Los ilustrados y la monarquía absoluta, tan liberales en otros asuntos, en su política matrimonial mostraban su cara más conservadora y restrictiva. Este fenómeno no era exclusivo de España. Al igual que España, Francia e Inglaterra reforzaron la figura del pater familias con una serie de leyes que no temían invadir la esfera privada de sus ciudadanos. Con estas leyes los gobiernos europeos propugnaron que los padres volvieran a tomar las riendas de la familia. Las libertades en las costumbres de las mujeres y la rebelión de la juventud que caracterizaban la Europa del siglo XVIII, fue contestada por los Estados por medio de una reacción conservadora sin precedentes.

En España con las leyes de esponsales también se quería frenar la imparable decadencia y disolución de la nobleza.
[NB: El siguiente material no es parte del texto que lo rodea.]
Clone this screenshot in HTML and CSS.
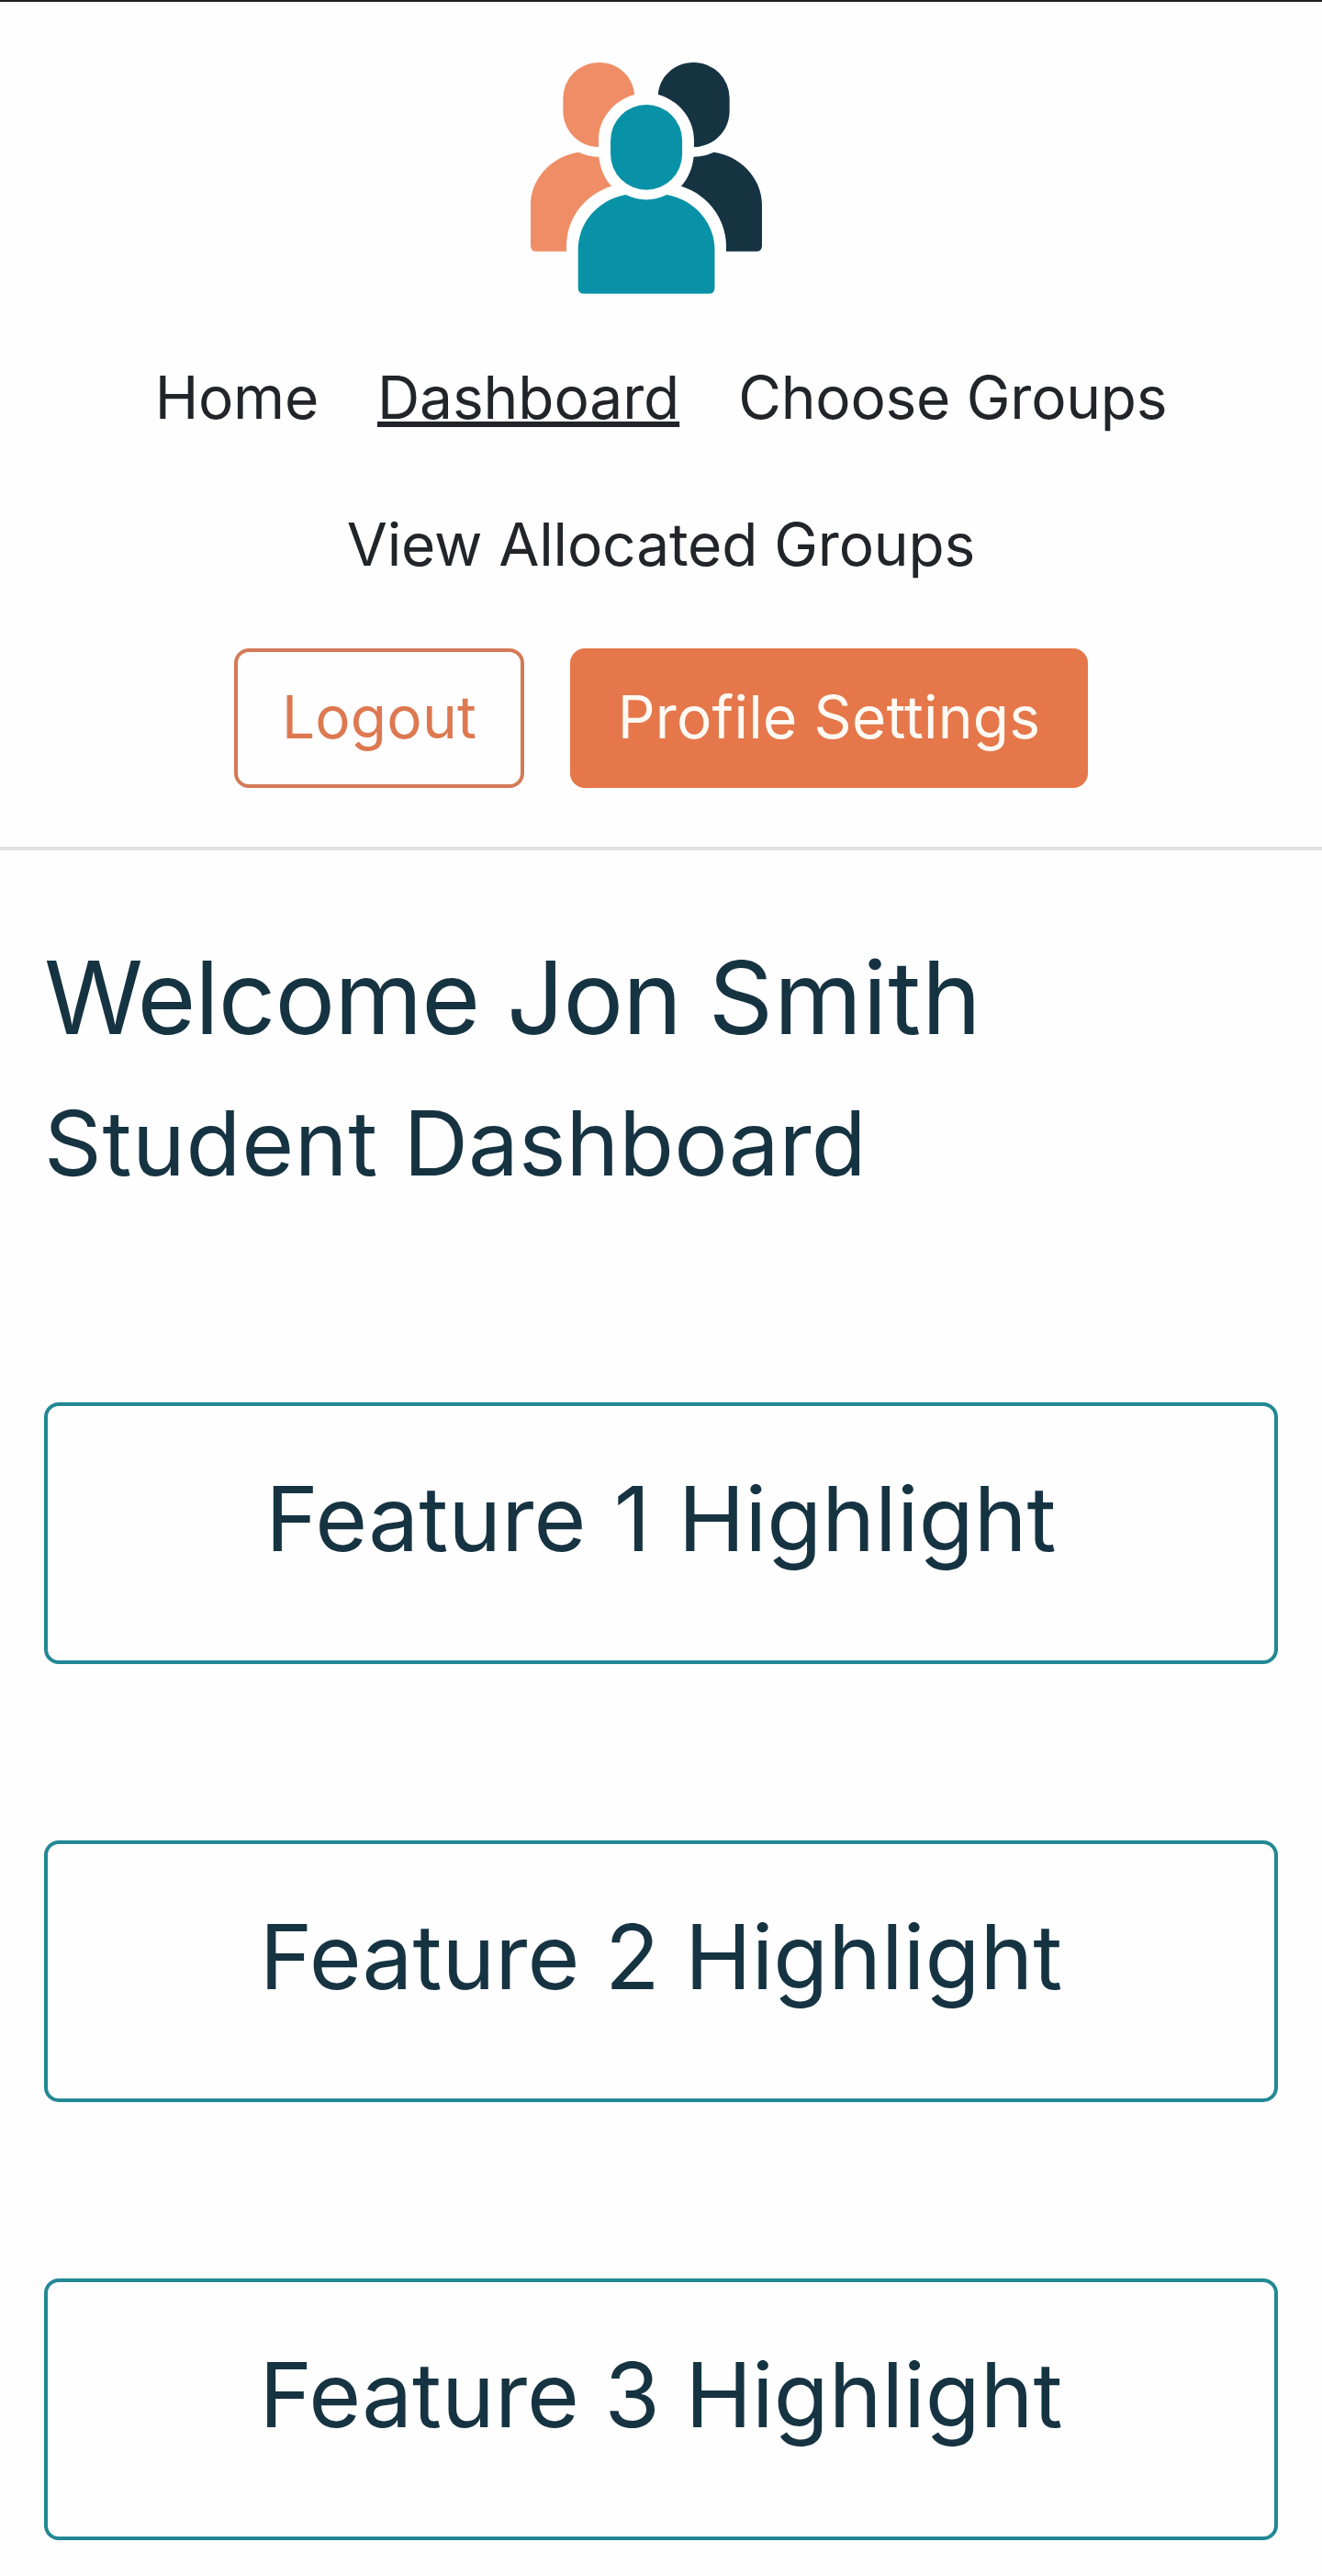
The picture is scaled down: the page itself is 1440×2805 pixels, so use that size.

Los legisladores intentaron impedir los matrimonios mixtos entre burgueses y nobles, también llamados desiguales, una de las pocas vías que tenían los burgueses para acceder al estamento superior.

Se trataba de mantener incontaminada la alta nobleza y con este fin la pragmática de esponsales establecía más condiciones en los matrimonios de los nobles que para el resto de los súbditos del rey.

Una de estas condiciones era que a un noble, que con su enlace causara “notable desigualdad”, se le quitarían automáticamente sus títulos y quedaría desheredado él y toda su descendencia.

Otro requisito, que llama más la atención porque significaba que la corona se entrometía sin contemplaciones en la vida privada de parte de sus vasallos, era que para “conservar en su esplendor” a las familias de la alta nobleza, los hijos de los nobles no sólo debían conseguir la aprobación de sus padres, sino que estaban obligados a solicitar el permiso directamente al rey.

El rey, de este modo, recordaba que los fundamentos del Antiguo Régimen seguían vigentes, a saber, que la nobleza formaba una casta cerrada que dependía enteramente del rey, y que el rey tenía derecho a inmiscuirse en los asuntos privados de los nobles porque formaban una gran familia de la que su majestad el rey era el jefe supremo.